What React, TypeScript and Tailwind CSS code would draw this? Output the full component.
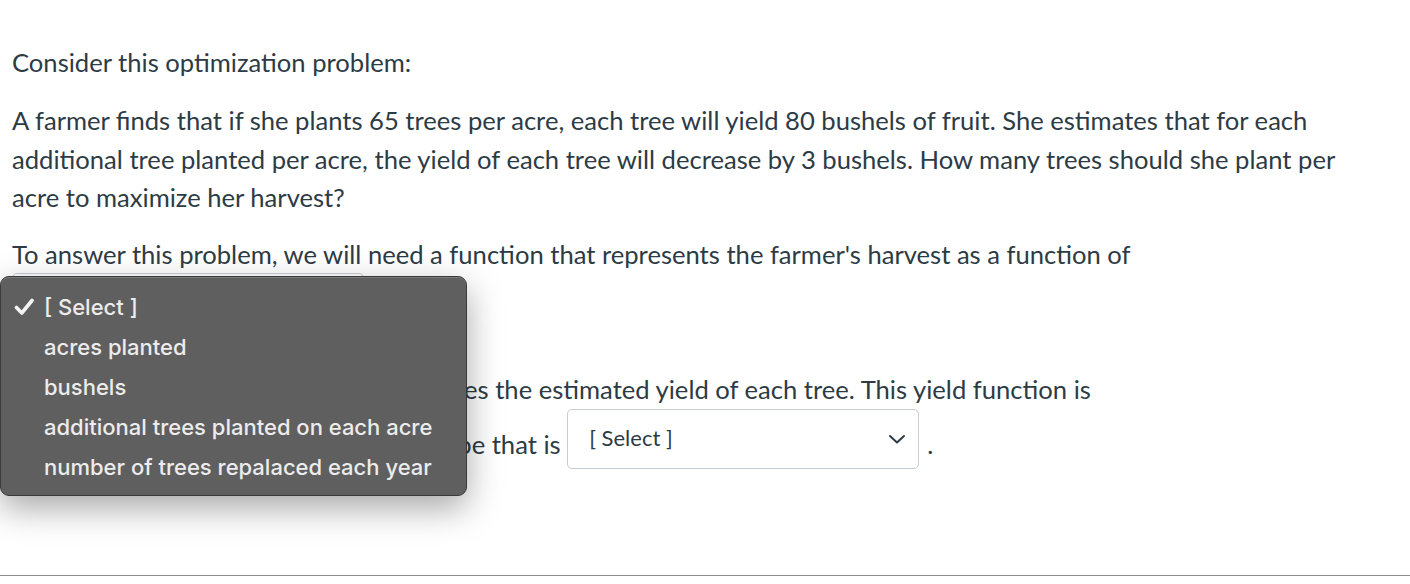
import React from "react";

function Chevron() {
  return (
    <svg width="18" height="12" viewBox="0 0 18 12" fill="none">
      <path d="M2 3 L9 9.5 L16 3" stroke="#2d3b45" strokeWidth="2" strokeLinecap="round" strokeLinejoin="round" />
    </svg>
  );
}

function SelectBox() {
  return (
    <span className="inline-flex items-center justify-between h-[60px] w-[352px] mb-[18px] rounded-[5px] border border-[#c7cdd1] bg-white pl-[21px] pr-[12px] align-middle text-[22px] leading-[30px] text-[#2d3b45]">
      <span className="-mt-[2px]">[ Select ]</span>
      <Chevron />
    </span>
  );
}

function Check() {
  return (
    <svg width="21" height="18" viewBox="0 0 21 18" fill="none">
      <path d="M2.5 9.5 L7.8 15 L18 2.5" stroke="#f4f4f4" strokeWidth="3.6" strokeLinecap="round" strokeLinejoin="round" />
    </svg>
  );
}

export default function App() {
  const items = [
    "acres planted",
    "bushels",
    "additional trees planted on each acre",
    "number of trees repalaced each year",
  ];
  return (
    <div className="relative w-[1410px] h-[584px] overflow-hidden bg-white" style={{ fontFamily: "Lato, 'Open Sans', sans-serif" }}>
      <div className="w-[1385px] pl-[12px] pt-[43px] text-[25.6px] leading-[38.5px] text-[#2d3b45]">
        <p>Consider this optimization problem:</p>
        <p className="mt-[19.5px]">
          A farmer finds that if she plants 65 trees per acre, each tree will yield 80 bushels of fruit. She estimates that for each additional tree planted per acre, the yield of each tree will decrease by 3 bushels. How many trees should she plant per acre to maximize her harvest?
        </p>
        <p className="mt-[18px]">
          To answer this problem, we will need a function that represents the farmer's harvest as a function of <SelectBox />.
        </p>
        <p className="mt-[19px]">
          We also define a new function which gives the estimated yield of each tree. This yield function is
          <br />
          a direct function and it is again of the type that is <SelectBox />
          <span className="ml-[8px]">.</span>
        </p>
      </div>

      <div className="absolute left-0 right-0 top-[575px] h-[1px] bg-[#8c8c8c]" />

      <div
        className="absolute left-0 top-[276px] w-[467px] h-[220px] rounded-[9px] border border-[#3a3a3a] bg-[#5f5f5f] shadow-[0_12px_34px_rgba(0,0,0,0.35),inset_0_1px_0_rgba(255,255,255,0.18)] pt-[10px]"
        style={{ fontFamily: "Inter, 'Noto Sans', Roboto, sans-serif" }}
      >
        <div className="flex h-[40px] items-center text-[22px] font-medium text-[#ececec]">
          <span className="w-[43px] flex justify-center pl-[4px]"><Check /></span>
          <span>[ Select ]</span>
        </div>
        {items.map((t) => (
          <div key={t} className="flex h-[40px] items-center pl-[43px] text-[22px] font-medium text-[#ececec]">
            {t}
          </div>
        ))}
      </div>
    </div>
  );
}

**Request:**
Go through the data and gather every line that holds "React".

**Task result:**
What React, TypeScript and Tailwind CSS code would draw this? Output the full component.
import React from "react";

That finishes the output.